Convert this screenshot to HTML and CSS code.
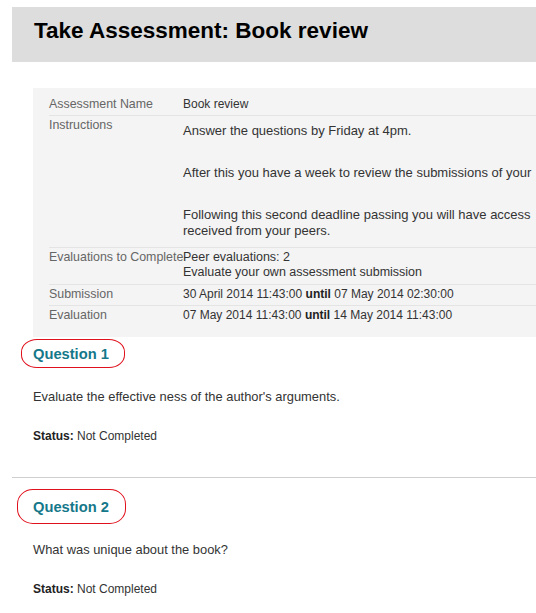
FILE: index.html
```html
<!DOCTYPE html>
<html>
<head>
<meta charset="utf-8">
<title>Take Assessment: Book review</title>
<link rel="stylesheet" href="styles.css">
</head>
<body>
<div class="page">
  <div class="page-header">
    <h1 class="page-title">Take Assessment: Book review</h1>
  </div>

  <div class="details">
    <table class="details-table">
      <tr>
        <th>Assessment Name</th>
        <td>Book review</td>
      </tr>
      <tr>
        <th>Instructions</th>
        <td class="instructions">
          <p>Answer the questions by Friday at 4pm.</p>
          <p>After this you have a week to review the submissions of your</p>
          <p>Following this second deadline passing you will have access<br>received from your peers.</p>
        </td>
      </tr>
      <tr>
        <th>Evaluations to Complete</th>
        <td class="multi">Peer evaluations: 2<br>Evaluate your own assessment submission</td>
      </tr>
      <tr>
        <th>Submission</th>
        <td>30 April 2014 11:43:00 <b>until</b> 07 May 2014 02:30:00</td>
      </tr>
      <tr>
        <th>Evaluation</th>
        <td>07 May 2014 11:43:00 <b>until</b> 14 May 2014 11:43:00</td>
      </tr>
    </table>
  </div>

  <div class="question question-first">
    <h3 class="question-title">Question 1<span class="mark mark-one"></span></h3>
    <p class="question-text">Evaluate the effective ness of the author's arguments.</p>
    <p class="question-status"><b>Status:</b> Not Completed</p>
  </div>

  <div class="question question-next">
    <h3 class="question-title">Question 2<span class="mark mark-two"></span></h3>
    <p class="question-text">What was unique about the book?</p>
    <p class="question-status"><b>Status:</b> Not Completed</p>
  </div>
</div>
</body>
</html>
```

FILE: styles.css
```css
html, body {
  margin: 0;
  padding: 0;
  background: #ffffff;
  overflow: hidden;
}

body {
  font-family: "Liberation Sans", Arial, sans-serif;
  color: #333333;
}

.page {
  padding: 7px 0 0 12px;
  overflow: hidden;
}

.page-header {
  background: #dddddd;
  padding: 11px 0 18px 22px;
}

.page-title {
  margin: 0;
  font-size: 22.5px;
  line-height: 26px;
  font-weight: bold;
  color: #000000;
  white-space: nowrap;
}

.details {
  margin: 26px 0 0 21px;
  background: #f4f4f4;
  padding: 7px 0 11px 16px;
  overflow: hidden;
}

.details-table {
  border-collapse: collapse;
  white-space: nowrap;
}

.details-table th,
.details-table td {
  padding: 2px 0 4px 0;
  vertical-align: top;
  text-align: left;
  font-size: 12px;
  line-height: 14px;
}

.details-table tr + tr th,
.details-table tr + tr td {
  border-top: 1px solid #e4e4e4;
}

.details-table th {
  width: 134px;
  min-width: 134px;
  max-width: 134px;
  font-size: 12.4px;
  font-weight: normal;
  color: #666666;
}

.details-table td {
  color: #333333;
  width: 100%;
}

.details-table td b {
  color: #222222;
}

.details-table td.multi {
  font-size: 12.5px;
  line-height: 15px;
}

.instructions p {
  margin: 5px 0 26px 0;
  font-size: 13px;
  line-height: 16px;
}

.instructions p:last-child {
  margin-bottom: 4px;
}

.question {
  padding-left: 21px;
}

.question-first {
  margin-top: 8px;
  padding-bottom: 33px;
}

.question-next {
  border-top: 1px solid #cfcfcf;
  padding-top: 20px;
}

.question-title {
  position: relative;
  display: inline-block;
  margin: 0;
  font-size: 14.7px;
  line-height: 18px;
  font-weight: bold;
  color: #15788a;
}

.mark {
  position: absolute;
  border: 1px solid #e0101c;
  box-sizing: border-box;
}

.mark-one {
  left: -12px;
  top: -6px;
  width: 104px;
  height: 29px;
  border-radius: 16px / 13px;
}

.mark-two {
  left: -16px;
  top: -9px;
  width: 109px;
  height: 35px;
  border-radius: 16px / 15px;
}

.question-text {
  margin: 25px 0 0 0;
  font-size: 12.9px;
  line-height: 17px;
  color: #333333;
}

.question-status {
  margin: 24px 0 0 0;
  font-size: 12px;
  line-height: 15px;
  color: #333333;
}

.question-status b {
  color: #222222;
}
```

_STATED GOAL:_ Quote the full listing above word for word; exclude every picture from the copy.

_THE OUTPUT:_
Convert this screenshot to HTML and CSS code.
FILE: index.html
```html
<!DOCTYPE html>
<html>
<head>
<meta charset="utf-8">
<title>Take Assessment: Book review</title>
<link rel="stylesheet" href="styles.css">
</head>
<body>
<div class="page">
  <div class="page-header">
    <h1 class="page-title">Take Assessment: Book review</h1>
  </div>

  <div class="details">
    <table class="details-table">
      <tr>
        <th>Assessment Name</th>
        <td>Book review</td>
      </tr>
      <tr>
        <th>Instructions</th>
        <td class="instructions">
          <p>Answer the questions by Friday at 4pm.</p>
          <p>After this you have a week to review the submissions of your</p>
          <p>Following this second deadline passing you will have access<br>received from your peers.</p>
        </td>
      </tr>
      <tr>
        <th>Evaluations to Complete</th>
        <td class="multi">Peer evaluations: 2<br>Evaluate your own assessment submission</td>
      </tr>
      <tr>
        <th>Submission</th>
        <td>30 April 2014 11:43:00 <b>until</b> 07 May 2014 02:30:00</td>
      </tr>
      <tr>
        <th>Evaluation</th>
        <td>07 May 2014 11:43:00 <b>until</b> 14 May 2014 11:43:00</td>
      </tr>
    </table>
  </div>

  <div class="question question-first">
    <h3 class="question-title">Question 1<span class="mark mark-one"></span></h3>
    <p class="question-text">Evaluate the effective ness of the author's arguments.</p>
    <p class="question-status"><b>Status:</b> Not Completed</p>
  </div>

  <div class="question question-next">
    <h3 class="question-title">Question 2<span class="mark mark-two"></span></h3>
    <p class="question-text">What was unique about the book?</p>
    <p class="question-status"><b>Status:</b> Not Completed</p>
  </div>
</div>
</body>
</html>
```

FILE: styles.css
```css
html, body {
  margin: 0;
  padding: 0;
  background: #ffffff;
  overflow: hidden;
}

body {
  font-family: "Liberation Sans", Arial, sans-serif;
  color: #333333;
}

.page {
  padding: 7px 0 0 12px;
  overflow: hidden;
}

.page-header {
  background: #dddddd;
  padding: 11px 0 18px 22px;
}

.page-title {
  margin: 0;
  font-size: 22.5px;
  line-height: 26px;
  font-weight: bold;
  color: #000000;
  white-space: nowrap;
}

.details {
  margin: 26px 0 0 21px;
  background: #f4f4f4;
  padding: 7px 0 11px 16px;
  overflow: hidden;
}

.details-table {
  border-collapse: collapse;
  white-space: nowrap;
}

.details-table th,
.details-table td {
  padding: 2px 0 4px 0;
  vertical-align: top;
  text-align: left;
  font-size: 12px;
  line-height: 14px;
}

.details-table tr + tr th,
.details-table tr + tr td {
  border-top: 1px solid #e4e4e4;
}

.details-table th {
  width: 134px;
  min-width: 134px;
  max-width: 134px;
  font-size: 12.4px;
  font-weight: normal;
  color: #666666;
}

.details-table td {
  color: #333333;
  width: 100%;
}

.details-table td b {
  color: #222222;
}

.details-table td.multi {
  font-size: 12.5px;
  line-height: 15px;
}

.instructions p {
  margin: 5px 0 26px 0;
  font-size: 13px;
  line-height: 16px;
}

.instructions p:last-child {
  margin-bottom: 4px;
}

.question {
  padding-left: 21px;
}

.question-first {
  margin-top: 8px;
  padding-bottom: 33px;
}

.question-next {
  border-top: 1px solid #cfcfcf;
  padding-top: 20px;
}

.question-title {
  position: relative;
  display: inline-block;
  margin: 0;
  font-size: 14.7px;
  line-height: 18px;
  font-weight: bold;
  color: #15788a;
}

.mark {
  position: absolute;
  border: 1px solid #e0101c;
  box-sizing: border-box;
}

.mark-one {
  left: -12px;
  top: -6px;
  width: 104px;
  height: 29px;
  border-radius: 16px / 13px;
}

.mark-two {
  left: -16px;
  top: -9px;
  width: 109px;
  height: 35px;
  border-radius: 16px / 15px;
}

.question-text {
  margin: 25px 0 0 0;
  font-size: 12.9px;
  line-height: 17px;
  color: #333333;
}

.question-status {
  margin: 24px 0 0 0;
  font-size: 12px;
  line-height: 15px;
  color: #333333;
}

.question-status b {
  color: #222222;
}
```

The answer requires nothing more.